The lesson I took from this is that unless you have a really strong need to use async, multithreaded is going to be a lot easier and more reliable to implement, and the code will be much more transparent, not littered with awaits and complex Future type signatures.
Unfortunately async is the only straightforward way you can do cancellation so there's still a lot of scenarios where you can't just use threading easily.
I'm not sure why people are disagreeing with this: how would you cancel UdpSocket::recv without an async runtime? If you're using just the sync UdpSocket, you will need to go set a read timeout and repeatedly poll and insert your own cancellation points, or otherwise jury-rig your own mechanism up with syscalls to select/epoll/whatever, and be careful the whole time you're not leaking anything. However, if you're using an async runtime, you only have to drop the future and the recv is cancelled and the FD is dropped from the scheduler's waitset and everyone is happy.
It depends on what the OS gives you. As far as I know the old BSD sockets-like Linux I/O syscalls are not really cancellable (the process would have to send a signal to itself to get interrupted, or close the fd, or pthread_kill ... https://stackoverflow.com/questions/17822025/how-to-cleanly-... )
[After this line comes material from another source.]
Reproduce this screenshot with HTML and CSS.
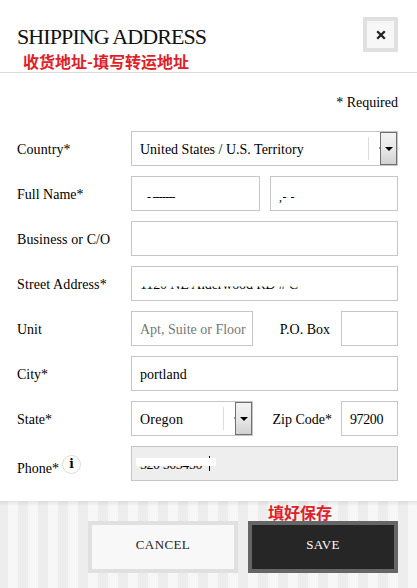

And that's usually where the zero-cost [compared to hand rolling it] abstractions come in, but it turns out that's not enough, we would also need composability (decomposability to be precise), because async Rust is doing a lot, especially if you need only the cancellation feature.
Stepping back, it all depends on the development budget and goals. If time is short but there's plenty of RAM and performance budget, just go with Tokio. If that's too bloated, go with something low-level, eg. mio, and if you need every last bit of performance, then you are basically bargaining with the kernel anyway, so io_uring, and XDP (eBFP) ... and along the way there are potential stops at Seastar (a C++ framework) and dark alleys like DPDK (https://talawah.io/blog/linux-kernel-vs-dpdk-http-performanc...) :)
I have no idea about this myself, it's just a bit of public opinion that felt worth noting in the back of my mind!